Ten years on, world war crimes court makes waves

March 13, 2012 6:50 am


Critics say the Hague-based ICC dispenses punishment only to losers in conflicts/FILE
THE HAGUE, Mar 13 – A decade after it was set up to try the world’s worst war crimes, the International Criminal Court evokes strong responses with some hailing it and others branding it a tool of the winning forces.

For Luis Moreno-Ocampo, the court’s chief prosecutor, it is a “respected global institution”, but critics say the Hague-based ICC dispenses punishment only to losers in conflicts.

“When I started, people said we could not do it, we would never have a case in court,” Moreno-Ocampo told AFP in an interview on the eve of the ICC’s first judgement since being called into life in July 2002.

“We now investigate in seven countries, we have people in prison, we are a court, we are normal,” Moreno-Ocampo said ahead of the judges’ verdict in the case of Democratic Republic of Congo militia leader Thomas Lubanga.

Lubanga, 51, is one of 20 suspects against whom arrest warrants have been issued to appear in The Hague. He will learn his fate on Wednesday, facing charges of recruiting child soldiers under 15 years to fight in his militia.

Considered to be a minor catch for the ICC and imprisoned in 2006, Lubanga has also been joined in a Hague prison by two other Congolese rebel leaders, as well as Democratic Republic of Congo former vice president Jean-Pierre Bemba.

Last year, the suspects at the tribunal’s detention unit received a new addition: ex Ivory Coast president Laurent Gbagbo.

Fifteen procedures are now pending before the ICC, the world’s first permanent international criminal tribunal to try genocide, crimes against humanity and war crimes. It held 321 hearings last year in three trials or pre-trial preparations.

More than 4,000 victims, many of them of ethnic violence, have taken part in proceedings before the court, which employs some 700 people and has a budget of 108 million euros ($141 million) for this year.

“The court has become a globally respected institution,” said Argentinian prosecutor Moreno-Ocampo, due to end his mandate in June.

His deputy, Fatou Bensouda of Gambia, is set to take over the reins.

So far 120 countries have signed up to the Rome Statute and pledged to work with the court.

“We cannot attend a single meeting in New York where at one point or another ICC is not being mentioned,” a diplomatic source at the UN told AFP.

“The added value of the court is its legitimacy and its impartiality,” the source said.

But there was a flip side, the source said.

“There lies the whole challenge for the future: some countries would like to chose their suspects and decide themselves which arrest warrants should be executed.

“Already, nobody lifts a finger to arrest (Sudanese President) Omar al-Bashir,” the source added.

Wanted by the ICC for genocide, Bashir continues to cock a snook at the ICC as he travels the world in defiance of UN Security Council resolutions, the source said.

The ICC does not have its own police force and is dependent on the goodwill of member states to nab suspects.

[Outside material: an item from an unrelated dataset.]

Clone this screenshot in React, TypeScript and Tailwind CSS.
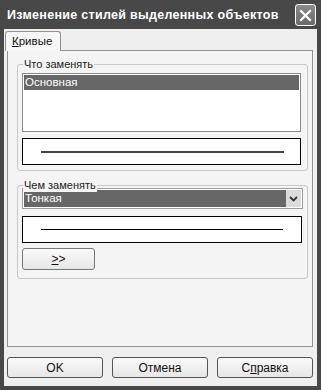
import React from 'react';

const font = { fontFamily: '"Liberation Sans", Arial, sans-serif' };

const GroupBox: React.FC<{ title: string; className: string; children: React.ReactNode }> = ({ title, className, children }) => (
  <div className={`relative border border-[#c8c8c8] rounded-[3px] ${className}`}>
    <span className="absolute -top-[8px] left-[5px] bg-[#f4f4f4] px-[1px] text-[11px] leading-[14px] text-[#222]">{title}</span>
    {children}
  </div>
);

const Button: React.FC<{ className?: string; children: React.ReactNode }> = ({ className = '', children }) => (
  <button className={`h-[21px] rounded-[3px] border border-[#555] bg-gradient-to-b from-[#fafafa] to-[#e6e6e6] text-[12px] leading-none text-[#111] flex items-center justify-center ${className}`}>
    {children}
  </button>
);

export default function App() {
  return (
    <div style={font} className="w-[321px] h-[390px] bg-[#484848] flex flex-col pl-[4px] pr-[4px] pb-[4px] overflow-hidden">
      {/* Title bar */}
      <div className="h-[29px] flex items-center justify-between shrink-0">
        <span className="pl-[3px] pt-[2px] whitespace-nowrap text-white font-bold text-[12.5px] tracking-[0.3px]">Изменение стилей выделенных объектов</span>
        <div className="w-[21px] h-[22px] mr-[1px] mt-[1px] shrink-0 rounded-[3px] border border-white bg-gradient-to-b from-[#8a8a8a] to-[#6a6a6a] flex items-center justify-center">
          <svg width="13" height="13" viewBox="0 0 13 13">
            <path d="M2 2 L11 11 M11 2 L2 11" stroke="white" strokeWidth="2.2" strokeLinecap="square" />
          </svg>
        </div>
      </div>

      {/* Body */}
      <div className="flex-1 bg-[#efefef] flex flex-col pt-[2px]">
        <div className="flex pl-[1px]">
          <div className="h-[20px] w-[56px] bg-[#f7f7f7] border border-b-0 border-[#919191] rounded-t-[3px] flex items-center pl-[6px] text-[11.5px] text-[#111] -mb-[1px] relative z-10">
            <span><span className="underline">К</span>ривые</span>
          </div>
        </div>
        <div className="ml-[3px] mr-[4px] h-[297px] bg-[#f4f4f4] border border-[#919191] flex flex-col pl-[9px] pt-[13px]">
          <GroupBox title="Что заменять" className="w-[291px] h-[107px] pl-[4px] pt-[8px]">
            <div className="w-[279px] h-[59px] bg-white border border-[#8a8a8a] p-[1px]">
              <div className="h-[15px] bg-[#676767] text-white text-[11.5px] leading-[15px] pl-[1px]">Основная</div>
            </div>
            <div className="mt-[6px] w-[279px] h-[27px] bg-white border border-black flex items-center pl-[18px]">
              <div className="w-[243px] h-[2px] bg-[#444]" />
            </div>
          </GroupBox>
          <GroupBox title="Чем заменять" className="mt-[14px] w-[291px] h-[94px] pl-[4px] pt-[2px]">
            <div className="w-[281px] h-[21px] bg-white border border-[#9c9c9c] flex p-[1px]">
              <div className="flex-1 bg-[#676767] text-white text-[11.5px] leading-[17px] pl-[1px]">Тонкая</div>
              <div className="w-[15px] bg-[#dcdcdc] flex items-center justify-center">
                <svg width="9" height="6" viewBox="0 0 9 6">
                  <path d="M1 1 L4.5 4.5 L8 1" stroke="#333" strokeWidth="1.8" fill="none" />
                </svg>
              </div>
            </div>
            <div className="mt-[7px] w-[280px] h-[27px] bg-white border border-black flex items-center pl-[18px]">
              <div className="w-[242px] h-[1px] bg-black" />
            </div>
            <Button className="mt-[5px] w-[73px] !h-[22px] border-[#777]">
              <span><span className="underline">&gt;</span>&gt;</span>
            </Button>
          </GroupBox>
        </div>
        <div className="flex ml-[3px] mt-[10px] gap-[9px]">
          <Button className="w-[96px]">OK</Button>
          <Button className="w-[96px]">Отмена</Button>
          <Button className="w-[96px]">С<span className="underline">п</span>равка</Button>
        </div>
      </div>
    </div>
  );
}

It has garnered strong support from global NGOs, but also some criticism.

“We regret that all investigations are conducted in Africa,” said Karine Bonneau of the International Federation for Human Rights (FIDH).

The African investigations were justified, added Human Rights Watch’s Geraldine Mattioli, but it did hurt the court’s legitimacy that some viewed it as a “tool of Western powers.”

“The prosecution’s strategy sometimes seems inadequate,” Mattioli added.

For instance, only rebel leaders are being prosecuted for abuses in the DRC, “not the political and military leaders in Uganda, Rwanda and Kinshasa who have used these armed groups,” she said.

“The court must do better in demonstrating that those in power can be targeted,” said Goran Sluiter, an international criminal law professor at Amsterdam University.

“In many situations those who have lost the conflict are being charged.”

He said the ICC was today however being recognised as a “permanent institution and a very, very powerful tool.”
“Somebody like (Syrian leader) Bashar al-Assad in Syria should be very afraid. It may be safe today and tomorrow, but who knows? Maybe in two or four years’ time if there is a regime change and Syria submits the case, he could be at the ICC.”